British actor (born 1995)

Jonah Andre Hauer-King (born 30 May 1995) is a British-American actor. He is best known for playing Prince Eric in Disney's musical fantasy film The Little Mermaid (2023). He has appeared in the television series Howards End (2017), Little Women (2017), World on Fire (2019–2023), and Doctor Who (2025), and in the films The Last Photograph (2017), A Dog's Way Home (2019), I Know What You Did Last Summer (2025), and A House of Dynamite (2025).

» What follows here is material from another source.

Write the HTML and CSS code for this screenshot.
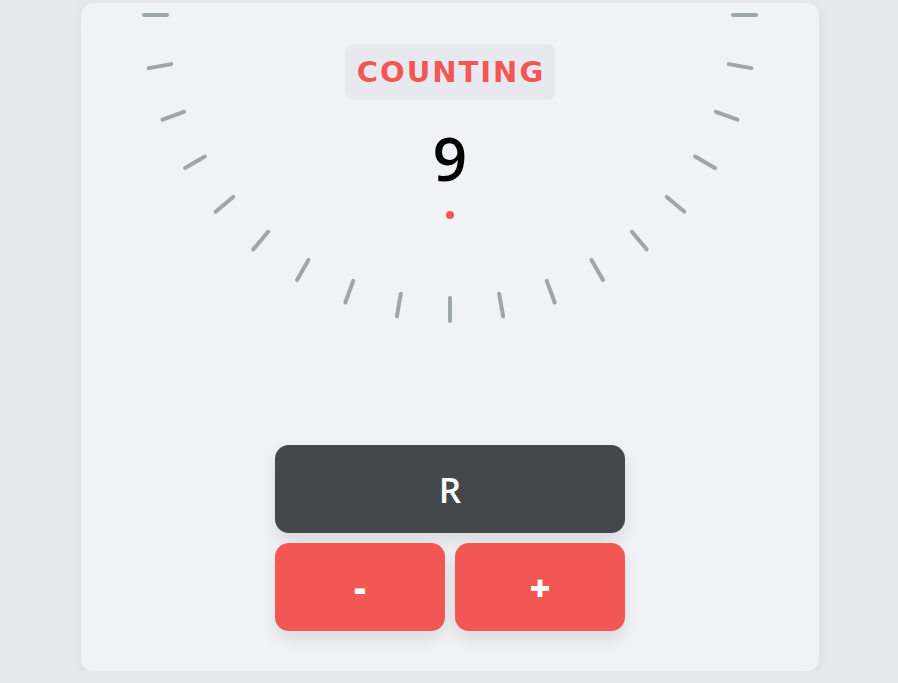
FILE: index.html
```html
<!DOCTYPE html>
<html>
<head>
<meta charset="utf-8">
<link rel="stylesheet" href="styles.css">
</head>
<body>
<div class="card">
  <svg class="dial" width="738" height="330" viewBox="0 0 738 330">
    <g transform="translate(369,12)" stroke="#9ea5ab" stroke-width="4" stroke-linecap="round">
      <line x1="-283" y1="0" x2="-306" y2="0" transform="rotate(0)"/>
      <line x1="-283" y1="0" x2="-306" y2="0" transform="rotate(-10)"/>
      <line x1="-283" y1="0" x2="-306" y2="0" transform="rotate(-20)"/>
      <line x1="-283" y1="0" x2="-306" y2="0" transform="rotate(-30)"/>
      <line x1="-283" y1="0" x2="-306" y2="0" transform="rotate(-40)"/>
      <line x1="-283" y1="0" x2="-306" y2="0" transform="rotate(-50)"/>
      <line x1="-283" y1="0" x2="-306" y2="0" transform="rotate(-60)"/>
      <line x1="-283" y1="0" x2="-306" y2="0" transform="rotate(-70)"/>
      <line x1="-283" y1="0" x2="-306" y2="0" transform="rotate(-80)"/>
      <line x1="-283" y1="0" x2="-306" y2="0" transform="rotate(-90)"/>
      <line x1="-283" y1="0" x2="-306" y2="0" transform="rotate(-100)"/>
      <line x1="-283" y1="0" x2="-306" y2="0" transform="rotate(-110)"/>
      <line x1="-283" y1="0" x2="-306" y2="0" transform="rotate(-120)"/>
      <line x1="-283" y1="0" x2="-306" y2="0" transform="rotate(-130)"/>
      <line x1="-283" y1="0" x2="-306" y2="0" transform="rotate(-140)"/>
      <line x1="-283" y1="0" x2="-306" y2="0" transform="rotate(-150)"/>
      <line x1="-283" y1="0" x2="-306" y2="0" transform="rotate(-160)"/>
      <line x1="-283" y1="0" x2="-306" y2="0" transform="rotate(-170)"/>
      <line x1="-283" y1="0" x2="-306" y2="0" transform="rotate(-180)"/>
    </g>
  </svg>
  <div class="content">
    <div class="badge">COUNTING</div>
    <div class="count">9</div>
    <div class="dot"></div>
  </div>
  <div class="controls">
    <button class="btn reset">R</button>
    <div class="row">
      <button class="btn red">-</button>
      <button class="btn red">+</button>
    </div>
  </div>
</div>
</body>
</html>
```

FILE: styles.css
```css
html, body {
  margin: 0;
  padding: 0;
  background: #e8e9ee;
}
body {
  padding-top: 3px;
  font-family: "DejaVu Sans", "Open Sans", sans-serif;
}
.card {
  position: relative;
  width: 738px;
  height: 668px;
  margin: 0 auto 0 81px;
  background: #f1f2f6;
  border-radius: 12px;
  box-shadow: 0 4px 14px rgba(0, 0, 0, 0.06);
  display: flex;
  flex-direction: column;
  align-items: center;
}
.dial {
  position: absolute;
  left: 0;
  top: 0;
}
.content {
  position: relative;
  display: flex;
  flex-direction: column;
  align-items: center;
  padding-top: 41px;
  height: 442px;
  box-sizing: border-box;
}
.badge {
  width: 210px;
  height: 56px;
  box-sizing: border-box;
  border-radius: 8px;
  background: #e8e9ee;
  color: #f25754;
  font-weight: bold;
  font-size: 29px;
  letter-spacing: 2px;
  display: flex;
  align-items: center;
  justify-content: center;
  padding-left: 2px;
}
.count {
  margin-top: 19px;
  font-family: "Open Sans", sans-serif;
  font-weight: 600;
  font-size: 60px;
  line-height: 78px;
  color: #000;
}
.dot {
  margin-top: 14px;
  width: 8px;
  height: 8px;
  border-radius: 50%;
  background: #f25754;
}
.controls {
  display: flex;
  flex-direction: column;
  gap: 10px;
  width: 350px;
}
.row {
  display: flex;
  gap: 10px;
}
.btn {
  border: none;
  height: 88px;
  border-radius: 14px;
  color: #fff;
  font-family: "Open Sans", sans-serif;
  font-weight: 800;
  font-size: 36px;
  box-shadow: 0 8px 16px rgba(0, 0, 0, 0.1);
  padding: 0;
}
.reset {
  width: 350px;
  background: #45484b;
  font-weight: 600;
  font-size: 35px;
}
.red {
  flex: 1;
  background: #f25754;
}
```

== Early life and education ==
Hauer-King was raised in Canonbury, North London at Hauer-King House, the son of Debra Hauer, an American psychotherapist and former theatre producer originally from Walnut Creek, California, and Jeremy King, a prominent London restaurateur originally from Burnham-on-Sea, Somerset. Hauer-King has dual British and American citizenship and was raised in his mother's Jewish faith. His mother's family were Polish Jewish immigrants, initially to Toronto, Ontario, Canada.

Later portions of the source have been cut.